Si l’on se tourne à présent du côté des académiques deux éléments viennent se rajouter à tous ceux déjà mentionnés (régulation macro-prudentielle, failles du modèle origination-distribution, problèmes d’alea moral etc.) : la modulation des normes prudentielles, les situations de disparition de la liquidité. Les normes de Bâle 2 se sont révélé pro-cycliques. Elles ont conduit paradoxalement à réduire les exigences en capital au moment où la prise de risque augmentait. Les solutions techniques existent qui permettraient de moduler les ratios de solvabilité en fonction de la taille de l’établissement, de sa nature et de la phase du cycle du crédit. De même de nouvelles modulations pourraient être introduites en fonction des risques de liquidité. Mais une voix discordante s’est fait depuis entendre, celle du directeur du FSA Sir Adair Turner. Pour lui, le seul vrai problème est l’hypertrophie de la sphère financière et la seule solution passe par une réduction du volume des transactions et donc par une taxation de celles-ci grâce à une taxe Tobin réinventée. Libéré par l’audace d’Adair Turner le débat prend des formes novatrices comme l’idée de demander aux banques de préparer leur testament (living will) c’est-à-dire de livrer de leur vivant les clés de leur démantèlement en situation de crise. Toutefois à ce stade, peu de propositions débouchent réellement.

Au terme de ce parcours trois conclusions émergent.

La première est que les « distractions populistes » selon l’expression de Sir Turner l’ont emporté en France et en Allemagne sur une réflexion réelle sur les causes de la crise. Les discours sur la refondation du capitalisme sont d’une maigre utilité quand il s’agit de comprendre l’interpénétration du réel et du financier, le lien entre les excès d’épargne chinoise à placer en produits sans risque et la formation d’une filière inversée de la titrisation aux États-Unis.

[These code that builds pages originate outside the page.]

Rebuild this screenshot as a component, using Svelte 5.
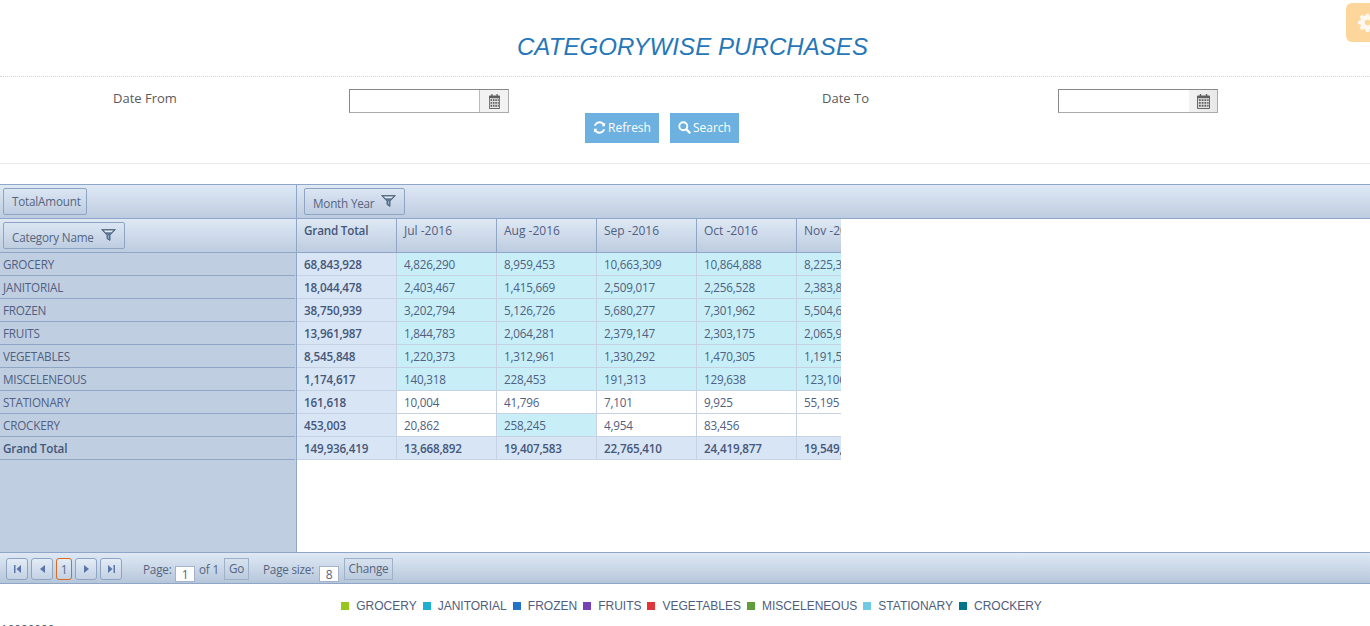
<script>
  const months = ['Jul -2016', 'Aug -2016', 'Sep -2016', 'Oct -2016', 'Nov -2016'];
  const rows = [
    { name: 'GROCERY', total: '68,843,928', vals: ['4,826,290', '8,959,453', '10,663,309', '10,864,888', '8,225,312'], hot: [1, 1, 1, 1, 1] },
    { name: 'JANITORIAL', total: '18,044,478', vals: ['2,403,467', '1,415,669', '2,509,017', '2,256,528', '2,383,845'], hot: [1, 1, 1, 1, 1] },
    { name: 'FROZEN', total: '38,750,939', vals: ['3,202,794', '5,126,726', '5,680,277', '7,301,962', '5,504,612'], hot: [1, 1, 1, 1, 1] },
    { name: 'FRUITS', total: '13,961,987', vals: ['1,844,783', '2,064,281', '2,379,147', '2,303,175', '2,065,934'], hot: [1, 1, 1, 1, 1] },
    { name: 'VEGETABLES', total: '8,545,848', vals: ['1,220,373', '1,312,961', '1,330,292', '1,470,305', '1,191,523'], hot: [1, 1, 1, 1, 1] },
    { name: 'MISCELENEOUS', total: '1,174,617', vals: ['140,318', '228,453', '191,313', '129,638', '123,106'], hot: [1, 1, 1, 1, 1] },
    { name: 'STATIONARY', total: '161,618', vals: ['10,004', '41,796', '7,101', '9,925', '55,195'], hot: [0, 0, 0, 0, 0] },
    { name: 'CROCKERY', total: '453,003', vals: ['20,862', '258,245', '4,954', '83,456', ''], hot: [0, 1, 0, 0, 0] }
  ];
  const totals = ['13,668,892', '19,407,583', '22,765,410', '24,419,877', '19,549,120'];
  const legend = [
    ['GROCERY', '#9ac71f'], ['JANITORIAL', '#1fb0cf'], ['FROZEN', '#2272c9'], ['FRUITS', '#7342b5'],
    ['VEGETABLES', '#e0363a'], ['MISCELENEOUS', '#5f9e3a'], ['STATIONARY', '#6fcbe4'], ['CROCKERY', '#00758a']
  ];
</script>

{#snippet calendar()}
  <svg class="cal" viewBox="0 0 14 16" preserveAspectRatio="none" aria-hidden="true">
    <path fill="#5f5f5f" d="M1 1.500h2V0h1.500v1.500h5V0H11v1.500h2a1 1 0 0 1 1 1V15a1 1 0 0 1-1 1H1a1 1 0 0 1-1-1V2.500a1 1 0 0 1 1-1z"/>
    <path fill="#e6e6e6" d="M1 4.500h12V15H1z"/>
    <path fill="#5f5f5f" d="M2 5.500h2v2H2zM5 5.500h2v2H5zM8 5.500h2v2H8zM11 5.500h1.500v2H11zM2 8.500h2v2H2zM5 8.500h2v2H5zM8 8.500h2v2H8zM11 8.500h1.500v2H11zM2 11.500h2v2H2zM5 11.500h2v2H5zM8 11.500h2v2H8zM11 11.500h1.500v2H11z"/>
  </svg>
{/snippet}

{#snippet funnel()}
  <svg class="funnel" viewBox="0 0 15 12" width="15" height="12" aria-hidden="true">
    <path fill="#5f7591" stroke="#556a84" stroke-width="1" stroke-linejoin="round" d="M.6.6h13.800L9 6.200V11.400L6 9.600V6.200z"/>
    <path fill="#e3ebf3" d="M2.600 1.500h9.800L10.400 3.200H4.600z"/>
    <path fill="#8fb0c6" d="M7 6.200h1v3.500L7 9.100z"/>
  </svg>
{/snippet}

<div class="page">
  <button class="gear" aria-label="Settings">
    <svg viewBox="0 0 24 24" width="19" height="19" aria-hidden="true">
      <path fill="#fff" fill-rule="evenodd" d="M10 1h4l.6 3.100 1.800.8 2.700-1.800 2.800 2.800-1.800 2.700.8 1.800L24 10v4l-3.100.6-.8 1.800 1.800 2.700-2.800 2.800-2.700-1.800-1.800.8L14 24h-4l-.6-3.100-1.800-.8-2.700 1.800-2.800-2.800 1.800-2.700-.8-1.800L0 14v-4l3.100-.6.800-1.800-1.800-2.700 2.800-2.800 2.700 1.800 1.800-.8zM12 8.500a3.500 3.500 0 1 0 0 7 3.500 3.500 0 0 0 0-7z"/>
    </svg>
  </button>

  <h1>CATEGORYWISE PURCHASES</h1>

  <section class="filters">
    <div class="filter-row">
      <span class="lbl">Date From</span>
      <div class="date"><span class="field"></span><span class="pick">{@render calendar()}</span></div>
      <span class="lbl">Date To</span>
      <div class="date"><span class="field"></span><span class="pick flat">{@render calendar()}</span></div>
    </div>
    <div class="actions">
      <button class="act">
        <svg viewBox="0 0 14 14" width="13" height="13" aria-hidden="true">
          <path fill="#fff" d="M12.800 5.700H9.200l1.400-1.400A4.400 4.400 0 0 0 3 5H1a6.300 6.300 0 0 1 11-2.300L13.200 1.500zM1.200 8.300h3.600L3.400 9.700A4.400 4.400 0 0 0 11 9h2a6.300 6.300 0 0 1-11 2.300L.800 12.500z"/>
        </svg>
        Refresh
      </button>
      <button class="act">
        <svg viewBox="0 0 14 14" width="13" height="13" aria-hidden="true">
          <circle cx="5.700" cy="5.700" r="4.300" fill="none" stroke="#fff" stroke-width="2"/>
          <path stroke="#fff" stroke-width="2.400" stroke-linecap="round" d="M9 9l3.500 3.500"/>
        </svg>
        Search
      </button>
    </div>
  </section>

  <section class="pivot">
    <div class="top">
      <div class="corner"><button class="chip">TotalAmount</button></div>
      <div class="colzone"><button class="chip lower">Month Year {@render funnel()}</button></div>
    </div>
    <div class="body">
      <div class="side">
        <div class="rowhead"><button class="chip lower">Category Name {@render funnel()}</button></div>
        {#each rows as r}
          <div class="rl">{r.name}</div>
        {/each}
        <div class="rl strong">Grand Total</div>
      </div>
      <div class="data">
        <table>
          <thead>
            <tr>
              <th class="gt">Grand Total</th>
              {#each months as m}<th>{m}</th>{/each}
            </tr>
          </thead>
          <tbody>
            {#each rows as r}
              <tr>
                <td class="tot">{r.total}</td>
                {#each r.vals as v, i}
                  <td class:hot={r.hot[i]}>{v}</td>
                {/each}
              </tr>
            {/each}
            <tr>
              <td class="tot">149,936,419</td>
              {#each totals as t}<td class="tot">{t}</td>{/each}
            </tr>
          </tbody>
        </table>
      </div>
    </div>
    <div class="pager">
      <div class="nav">
        <button class="pg" aria-label="First"><svg viewBox="0 0 7 8" width="7" height="8"><path fill="#5a76a8" d="M0 0h1.500v8H0zM7 0v8L2.500 4z"/></svg></button>
        <button class="pg" aria-label="Previous"><svg viewBox="0 0 5 8" width="5" height="8"><path fill="#5a76a8" d="M5 0v8L0 4z"/></svg></button>
        <button class="pg cur">1</button>
        <button class="pg" aria-label="Next"><svg viewBox="0 0 5 8" width="5" height="8"><path fill="#5a76a8" d="M0 0v8l5-4z"/></svg></button>
        <button class="pg" aria-label="Last"><svg viewBox="0 0 7 8" width="7" height="8"><path fill="#5a76a8" d="M0 0v8l4.500-4zM5.500 0H7v8H5.500z"/></svg></button>
      </div>
      <span class="p1">Page:</span>
      <span class="num">1</span>
      <span class="p2">of 1</span>
      <button class="sq go">Go</button>
      <span class="p3">Page size:</span>
      <span class="num">8</span>
      <button class="sq change">Change</button>
    </div>
  </section>

  <div class="legend">
    {#each legend as [name, color]}
      <span class="item"><i style="background:{color}"></i>{name}</span>
    {/each}
  </div>
  <div class="axis">10000000</div>
</div>

<style>
  :global(body) { margin: 0; background: #fff; overflow: hidden; }
  .page { position: relative; width: 1370px; height: 626px; overflow: hidden; font-family: "Open Sans", sans-serif; font-size: 11.7px; letter-spacing: -.2px; color: #4a5b7c; }
  button { font-family: inherit; letter-spacing: inherit; margin: 0; cursor: default; }
  .gear { position: absolute; left: 1346px; top: 3px; width: 40px; height: 39px; border: 0; border-radius: 6px; background: #fdd69b; padding: 0 0 0 12px; display: flex; align-items: center; }
  .gear svg { opacity: .85; }
  h1 { margin: 0; height: 77px; box-sizing: border-box; padding: 32px 0 0 15px; text-align: center; font: italic 400 24px/30px "Liberation Sans", Arial, sans-serif; letter-spacing: .08px; color: #2577b9; border-bottom: 1px dotted #d4d4d4; }
  .filters { height: 86px; border-bottom: 1px solid #e9e9e9; }
  .filter-row { display: grid; grid-template-columns: 236px 473px 236px 160px; padding: 12px 0 0 113px; height: 24px; }
  .lbl { font-size: 13px; letter-spacing: 0; line-height: 18px; color: #5a5a5a; }
  .date { display: flex; width: 160px; height: 24px; box-sizing: border-box; border: 1px solid #aaa; border-top-color: #888; border-left-color: #888; }
  .field { flex: 1; background: #fff; }
  .pick { width: 28px; display: flex; align-items: center; justify-content: center; background: #f2f2f2; border-left: 1px solid #bbb; }
  .pick .cal { width: 11px; height: 15px; }
  .pick.flat { border-left: 0; background: linear-gradient(90deg, #f2f2f2, #e8e8e8); }
  .pick.flat .cal { width: 13px; }
  .actions { display: flex; justify-content: center; gap: 11px; padding-right: 46px; }
  .act { height: 30px; padding: 0 8px 2px 8px; border: 0; background: #6cb1df; color: #fff; font-size: 12px; letter-spacing: 0; display: flex; align-items: center; gap: 2px; }

  .pivot { margin-top: 20px; border-top: 1px solid #8fa6c6; }
  .top { display: flex; height: 33px; background: linear-gradient(#dfe9f5, #bdcce0); border-bottom: 1px solid #8fa6c6; }
  .corner { width: 293px; flex: none; border-right: 1px solid #8fa6c6; padding: 3px 0 0 3px; }
  .colzone { padding: 3px 0 0 7px; }
  .chip { height: 27px; padding: 0 5px 2px 8px; border: 1px solid #8fa3c2; border-radius: 2px; background: linear-gradient(#dbe6f3, #bfcde1); color: #55657f; font-size: 11.7px; display: inline-flex; align-items: center; gap: 7px; }
  .chip.lower { padding: 3px 8px 0 8px; }
  .funnel { margin-top: -4px; }

  .body { display: flex; height: 333px; }
  .side { width: 296px; flex: none; background: #bfcee0; border-right: 1px solid #8fa6c6; }
  .rowhead { height: 34px; padding: 3px 0 0 3px; box-sizing: border-box; background: linear-gradient(#dfe9f5, #bdcce0); border-bottom: 1px solid #8fa6c6; }
  .rl { height: 22px; line-height: 22px; padding-left: 3px; margin-right: 1px; border-bottom: 1px solid #8fa6c6; color: #4f6082; }
  .rl.strong { font-weight: 600; color: #45577a; }

  .data { width: 544px; overflow: hidden; flex: none; }
  table { border-collapse: separate; border-spacing: 0; table-layout: fixed; width: 600px; }
  th { height: 33px; width: 92px; padding: 0 0 0 7px; text-align: left; vertical-align: top; font-weight: 400; font-size: 12px; letter-spacing: 0; line-height: 24px; background: linear-gradient(#dfe9f5, #bdcce0); border-right: 1px solid #8fa6c6; border-bottom: 1px solid #8fa6c6; color: #4f6082; white-space: nowrap; }
  th.gt { font-weight: 600; font-size: 11.7px; letter-spacing: -.2px; line-height: 22px; color: #45577a; }
  td { height: 21px; padding: 1px 0 0 7px; box-sizing: content-box; line-height: 21px; border-right: 1px solid #c6d2e4; border-bottom: 1px solid #c6d2e4; background: #fff; color: #4f6082; white-space: nowrap; overflow: hidden; }
  td.hot { background: #c8eff7; }
  td.tot { background: #d8e5f5; font-weight: 600; color: #45577a; }

  .pager { height: 30px; display: flex; align-items: flex-start; background: linear-gradient(#dfe9f5, #b6c6da); border-top: 1px solid #8fa6c6; border-bottom: 1px solid #8fa6c6; }
  .nav { display: flex; gap: 3px; margin: 5px 0 0 6px; }
  .pg { width: 22px; height: 22px; padding: 0; border: 1px solid #8fa3c2; border-radius: 3px; background: linear-gradient(#e3ecf6, #c3d1e3); display: flex; align-items: center; justify-content: center; color: #5b6c88; font-size: 12px; }
  .pg.cur { width: 16px; border-color: #d96a1e; }
  .p1 { margin: 7px 0 0 21px; line-height: 18px; color: #55657f; width: 32px; }
  .num { width: 18px; height: 14px; margin: 13px 0 0 0; background: #fff; border: 1px solid #a4b3ca; text-align: center; line-height: 16px; color: #55657f; overflow: hidden; font-size: 12px; }
  .p2 { margin: 7px 0 0 4px; line-height: 18px; color: #55657f; width: 25px; }
  .sq { height: 22px; margin-top: 5px; padding: 0 0 3px; border: 1px solid #9fb0c9; background: transparent; color: #55657f; font-size: 11.7px; }
  .go { width: 25px; }
  .p3 { margin: 7px 0 0 14px; line-height: 18px; color: #55657f; width: 56px; }
  .change { width: 49px; margin-left: 5px; }

  .legend { display: flex; justify-content: center; height: 20px; margin-top: 12px; padding-left: 13px; gap: 6px; font: 12px/20px "Liberation Sans", Arial, sans-serif; letter-spacing: 0; color: #4f5e7e; }
  .item { display: flex; align-items: center; }
  .item i { width: 8px; height: 8px; margin-right: 7px; }
  .axis { position: absolute; left: 1px; top: 623px; font: 12px/14px "Liberation Sans", Arial, sans-serif; letter-spacing: 0; color: #4f5e7e; }
</style>
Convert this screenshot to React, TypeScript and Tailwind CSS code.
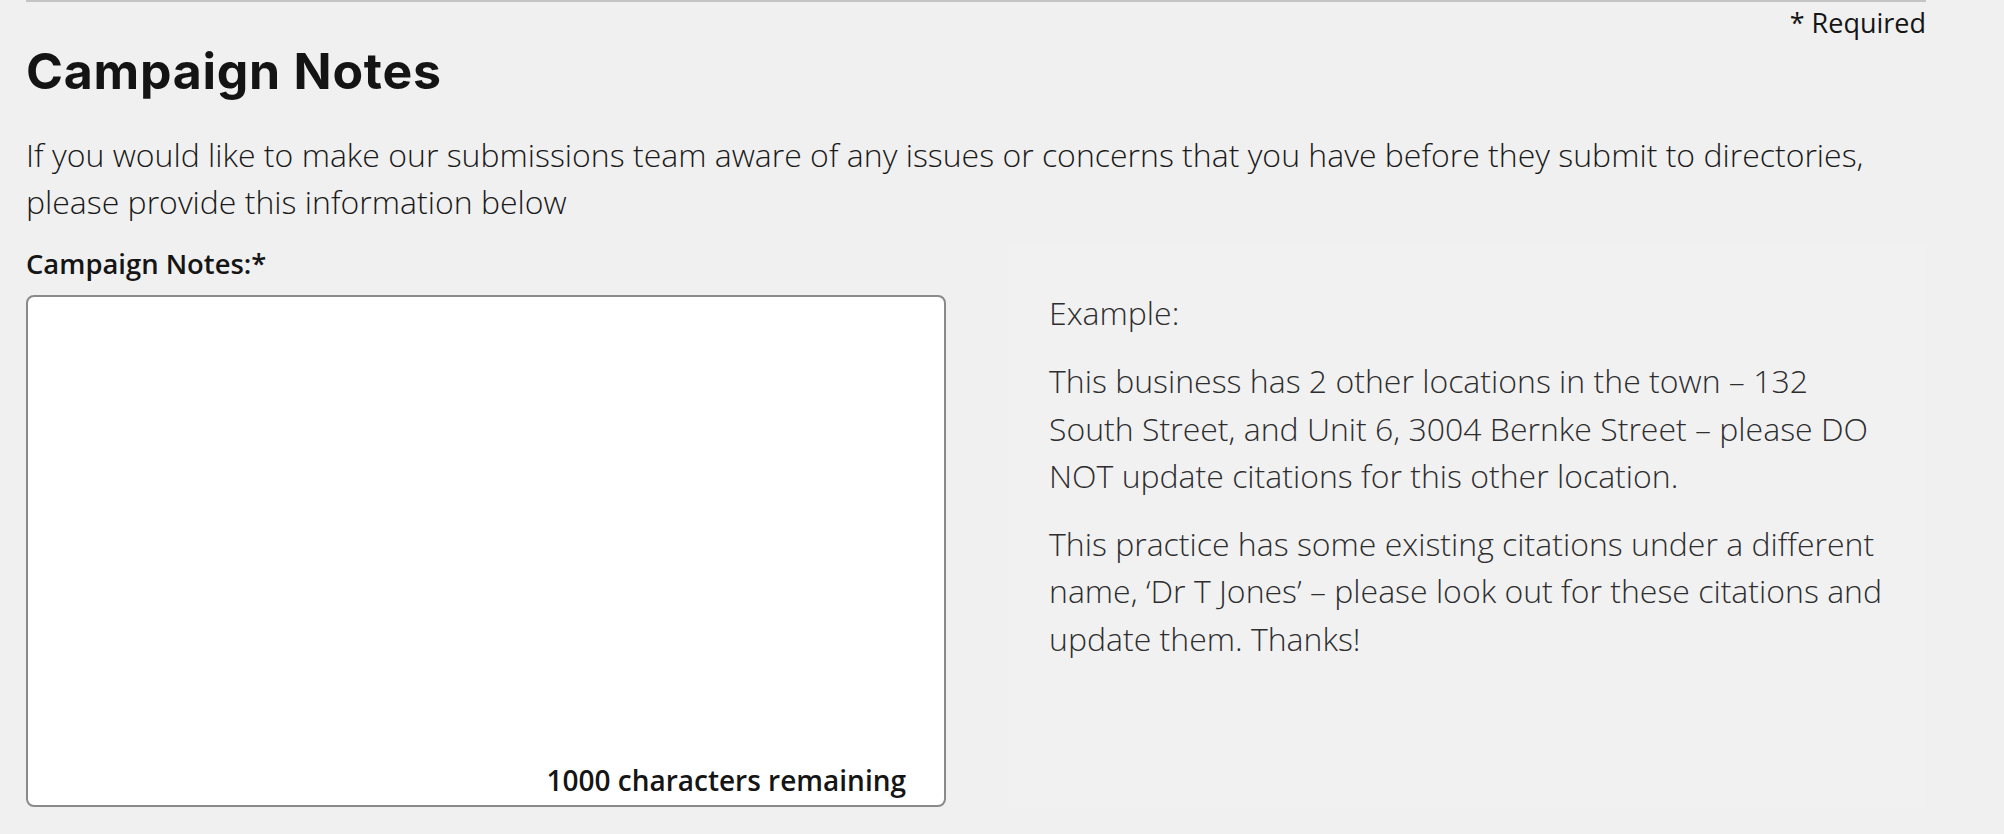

La deuxième est que plus le choc de la crise se dissipe et moins les réformateurs publics font preuve d’audace. Que le 3e G20 convoqué en un an n’ait pas été capable de commencer à donner une traduction concrète aux projets de réforme de l’architecture de la régulation en dit long sur les difficultés pratiques de la réforme et sur le réveil des intérêts nationaux et des lobbies en tous genres. Du moins pouvait-on espérer que le G20 s’attaque aux déséquilibres globaux dans leur triple dimension réelle financière et de change or la coalition nippo-germano-chinoise interdit que le sujet soit même évoqué. On ne peut donc attendre de solution durable de ces réunions au sommet.

Enfin si le patron de la FSA ne trouve de solution durable que dans l’attrition d’une finance devenue moins utile à l’économie et pratiquant des bénéfices prédateurs alors on mesure la difficulté du problème.